Not all types can be map keys. Go only allows types that support the == comparison operator: integers, floats, strings, booleans, arrays, and structs containing only comparable types. Slices, maps, and functions cannot be keys. This is a common source of compilation errors for newcomers.

4. Thread Safety

Standard maps in Go are not thread-safe. Concurrent reads and writes cause data races and undefined behavior. For multi-threaded applications, either protect map access with a mutex (sync.RWMutex) or use sync.Map for high-concurrency scenarios. sync.Map is optimized for cases where keys are mostly stable and reads dominate writes.

5. Memory Efficiency

Maps store key-value pairs in dynamically allocated buckets. Empty maps still consume memory for the map header (typically 48 bytes). If you’re creating thousands of maps, consider whether a slice of structs or a single shared map might be more efficient. Also, remember that map iteration order is randomized for security reasons—don’t rely on insertion order.

Historical Trends and Evolution

Go’s map implementation has evolved significantly since Go 1.0. Early versions used a simpler hash algorithm vulnerable to collision attacks. Go 1.6 introduced randomized map iteration order to prevent hash flooding denial-of-service attacks. Go 1.9 brought the sync.Map type specifically for concurrent workloads. Today, Go’s map implementation uses a sophisticated algorithm with multiple hash functions and optimized bucket structures, consistently delivering O(1) average lookup performance.

The introduction of generics in Go 1.18 hasn’t changed map syntax, but it enables type-safe wrapper functions around maps. This allows developers to create strongly-typed map abstractions without runtime overhead.

Expert Tips for Creating Maps

1. Always use make() with a capacity hint for large maps: Specify the expected size to avoid repeated resizing. m := make(map[string]int, 10000) is always better than growing organically if you know the final size.

2. Prefer the comma-ok idiom for safe reads: Always check if a key exists using value, ok := m[key] rather than assuming the key is present. This prevents subtle bugs from zero values masking missing entries.

3. Use sync.Map for concurrent access: Don’t protect maps with mutexes unless necessary. sync.Map is purpose-built for high-concurrency read-heavy workloads and requires no manual locking.

4. Create map wrappers for domain-specific types: Instead of exposing raw maps throughout your codebase, wrap them in custom types with methods. This enables easier refactoring and clearer intent.

5. Be aware of the randomized iteration order: Never assume maps iterate in a predictable sequence. If you need ordered iteration, maintain a separate slice of keys and sort it, or use a custom ordered map implementation.

FAQ Section

Q1: Can I use a slice as a map key?

No. Go only allows comparable types as map keys, and slices are not comparable (they can’t use the == operator reliably).
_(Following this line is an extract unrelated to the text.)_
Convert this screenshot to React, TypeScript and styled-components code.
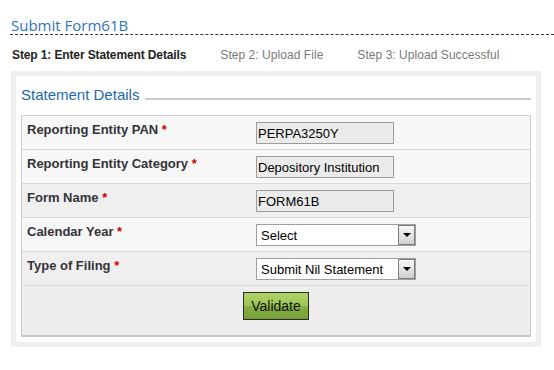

If you need to use slice-like data as a key, convert it to a string, use a struct, or create a custom comparable type. For example: m := make(map[[3]int]string) works because arrays are comparable, but m := make(map[[]int]string) will fail to compile.

Q2: What happens when I iterate over a map?

Map iteration order is deliberately randomized in Go for security reasons. Every time you iterate with for k, v := range m, the order changes. This prevents hash flooding attacks but means you cannot rely on iteration order. If you need deterministic ordering, maintain a sorted slice of keys separately and iterate through that.

Q3: How do I safely access maps across multiple goroutines?

Use one of three approaches: (1) Protect the map with sync.RWMutex for general cases, (2) use sync.Map for high-concurrency read-heavy workloads, or (3) redesign to avoid shared mutable state entirely. The best approach depends on your read/write ratio—sync.Map excels when reads vastly outnumber writes.

Q4: Should I always pre-allocate map capacity?

Pre-allocate capacity when you have a reliable estimate of final map size, especially if it’s more than a few hundred entries. For small maps or when size is genuinely unknown, the overhead isn’t worth the complexity. Benchmarking your specific use case is always better than guessing.

Q5: Can I use a map in a struct and have it be safe to copy?

Yes, but with a caveat. Maps are reference types, so copying a struct containing a map creates a shallow copy pointing to the same underlying data. Modifying the map through either copy affects both. This is usually intentional, but be aware that struct copy doesn’t deeply copy maps. Use pointers if you need true independence: type Config struct { Cache *map[string]int }.

Conclusion

Creating dictionaries in Go means understanding maps—the language’s powerful built-in key-value data structure. Start with make(map[string]int) for simple cases, upgrade to capacity-hinted initialization for performance-critical code, and reach for sync.Map when concurrency enters the picture. Remember the three cardinal rules: always initialize before writing, use the comma-ok idiom for safe reads, and don’t assume iteration order.

Maps are Go’s answer to Python dictionaries and JavaScript objects, but they require slightly more intentionality around initialization and thread-safety. Write defensive code by checking key existence, pre-allocate when possible, and leverage Go’s standard library types like sync.Map for production systems. Master these patterns and you’ll have solid foundations for building scalable Go applications.